NEW YORK--(BUSINESS WIRE)--Weaker Latin American currencies and regulatory issues are leading to widening credit default swap (CDS) spreads for two telecom giants in Mexico, according to Fitch Solutions in its latest CDS Case Study Snapshot.
Five-year CDS on America Movil and Telefonos de Mexico (Telmex) widened 28% and 29% last week, respectively. Additionally, CDS referencing both companies' debt are pricing at the widest levels observed since August 2013 with the parent company (America Movil) CDS testing below investment grade spread levels.
'CDS widening for America Movil and Telmex likely reflects market concerns stemming from weaker Latin American currencies as well as expected penalties resulting from the anti-monopoly regulations enacted by Mexico last year,' said Director Diana Allmendinger.
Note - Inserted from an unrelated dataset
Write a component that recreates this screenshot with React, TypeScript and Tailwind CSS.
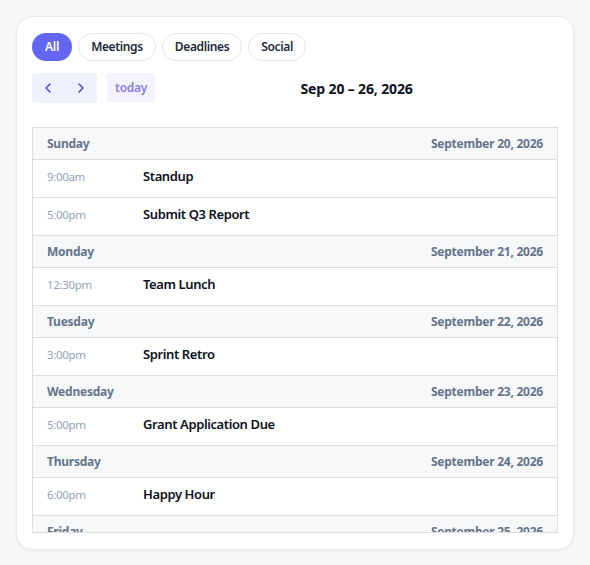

Fitch Solutions case studies build on data from its CDS Pricing Service and proprietary quantitative models, including CDS Implied Ratings. These credit risk indicators are designed to provide real-time, market-based views of creditworthiness. As such, they can and often do reflect more short term market views on factors such as currencies, seasonal market effects and short-term technical influences. This is in contrast to Fitch Ratings' Issuer Default Ratings (IDRs), which are based on forward-looking fundamental credit analysis over an extended period of time.